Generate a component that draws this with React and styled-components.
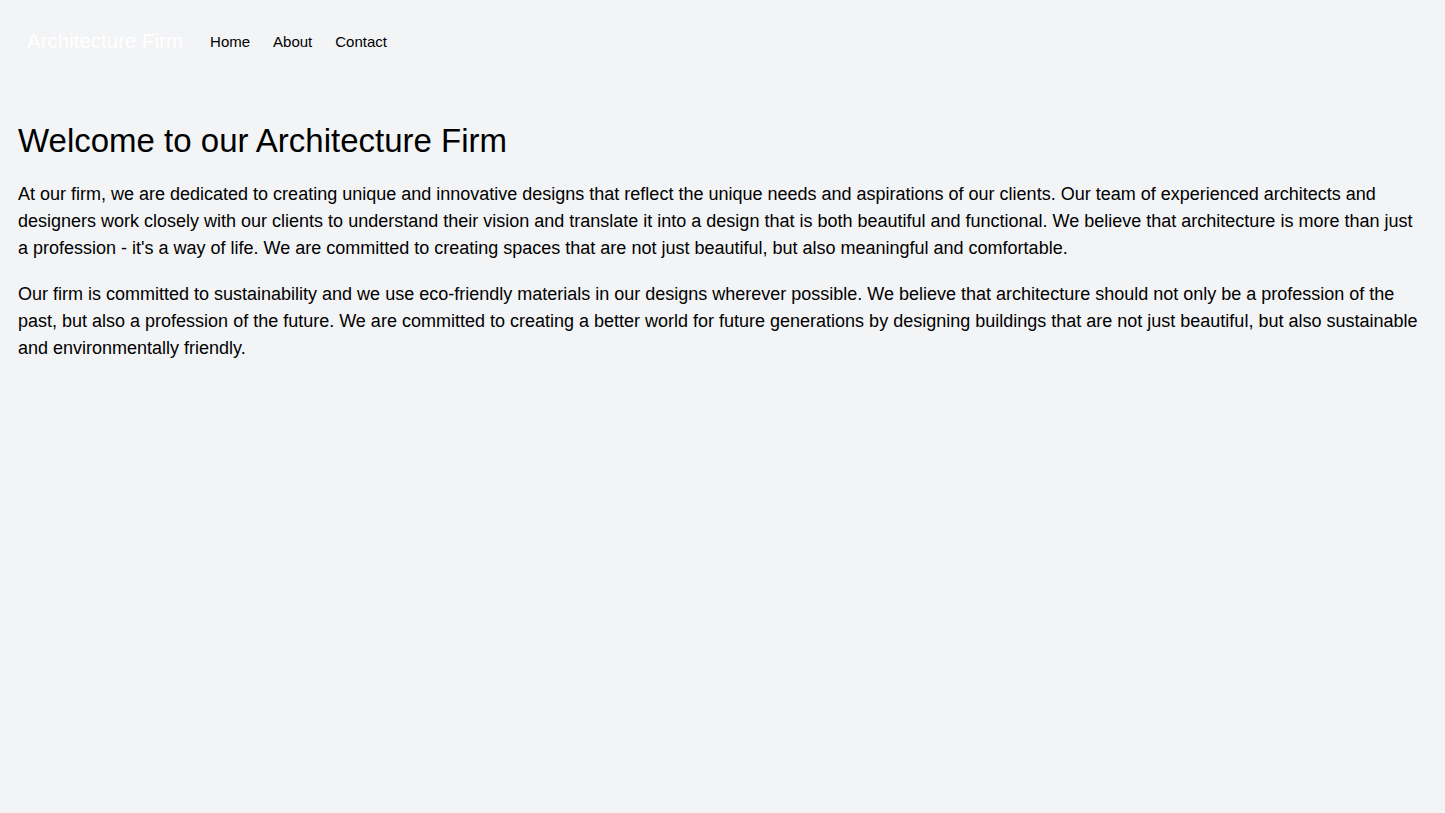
import React from "react";
import styled, { createGlobalStyle } from "styled-components";

const Global = createGlobalStyle`
  html, body {
    margin: 0;
    padding: 0;
    background: #f3f4f6;
    font-family: "Liberation Sans", Arial, sans-serif;
    color: #000;
  }
`;

const App = () => {
  return (
    <Page>
      <Global />
      <Nav>
        <Brand>Architecture Firm</Brand>
        <Links>
          <a href="#">Home</a>
          <a href="#">About</a>
          <a href="#">Contact</a>
        </Links>
      </Nav>
      <Main>
        <Title>Welcome to our Architecture Firm</Title>
        <Text>
          At our firm, we are dedicated to creating unique and innovative
          designs that reflect the unique needs and aspirations of our clients.
          Our team of experienced architects and designers work closely with
          our clients to understand their vision and translate it into a design
          that is both beautiful and functional. We believe that architecture is
          more than just a profession - it's a way of life. We are committed to
          creating spaces that are not just beautiful, but also meaningful and
          comfortable.
        </Text>
        <Text>
          Our firm is committed to sustainability and we use eco-friendly
          materials in our designs wherever possible. We believe that
          architecture should not only be a profession of the past, but also a
          profession of the future. We are committed to creating a better world
          for future generations by designing buildings that are not just
          beautiful, but also sustainable and environmentally friendly.
        </Text>
      </Main>
    </Page>
  );
};

export default App;

const Page = styled.div`
  min-height: 813px;
  background: #f3f4f6;
`;

const Nav = styled.nav`
  display: flex;
  align-items: center;
  height: 82px;
  padding: 0 27px;
`;

const Brand = styled.div`
  color: #fff;
  font-size: 20.5px;
  margin-right: 27px;
`;

const Links = styled.div`
  display: flex;
  gap: 23px;
  a {
    color: #000;
    text-decoration: none;
    font-size: 15px;
  }
`;

const Main = styled.main`
  padding: 38px 18px 0;
`;

const Title = styled.h1`
  margin: 0 0 20px;
  font-size: 33px;
  font-weight: 400;
  line-height: 1.25;
`;

const Text = styled.p`
  margin: 0 0 19px;
  font-size: 18px;
  line-height: 27px;
`;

★ ★ ★ ★

■ THE TASK
The data above needs to be retyped exactly, with the images left out.

■ ANSWER TO THE PROBLEM
Generate a component that draws this with React and styled-components.
import React from "react";
import styled, { createGlobalStyle } from "styled-components";

const Global = createGlobalStyle`
  html, body {
    margin: 0;
    padding: 0;
    background: #f3f4f6;
    font-family: "Liberation Sans", Arial, sans-serif;
    color: #000;
  }
`;

const App = () => {
  return (
    <Page>
      <Global />
      <Nav>
        <Brand>Architecture Firm</Brand>
        <Links>
          <a href="#">Home</a>
          <a href="#">About</a>
          <a href="#">Contact</a>
        </Links>
      </Nav>
      <Main>
        <Title>Welcome to our Architecture Firm</Title>
        <Text>
          At our firm, we are dedicated to creating unique and innovative
          designs that reflect the unique needs and aspirations of our clients.
          Our team of experienced architects and designers work closely with
          our clients to understand their vision and translate it into a design
          that is both beautiful and functional. We believe that architecture is
          more than just a profession - it's a way of life. We are committed to
          creating spaces that are not just beautiful, but also meaningful and
          comfortable.
        </Text>
        <Text>
          Our firm is committed to sustainability and we use eco-friendly
          materials in our designs wherever possible. We believe that
          architecture should not only be a profession of the past, but also a
          profession of the future. We are committed to creating a better world
          for future generations by designing buildings that are not just
          beautiful, but also sustainable and environmentally friendly.
        </Text>
      </Main>
    </Page>
  );
};

export default App;

const Page = styled.div`
  min-height: 813px;
  background: #f3f4f6;
`;

const Nav = styled.nav`
  display: flex;
  align-items: center;
  height: 82px;
  padding: 0 27px;
`;

const Brand = styled.div`
  color: #fff;
  font-size: 20.5px;
  margin-right: 27px;
`;

const Links = styled.div`
  display: flex;
  gap: 23px;
  a {
    color: #000;
    text-decoration: none;
    font-size: 15px;
  }
`;

const Main = styled.main`
  padding: 38px 18px 0;
`;

const Title = styled.h1`
  margin: 0 0 20px;
  font-size: 33px;
  font-weight: 400;
  line-height: 1.25;
`;

const Text = styled.p`
  margin: 0 0 19px;
  font-size: 18px;
  line-height: 27px;
`;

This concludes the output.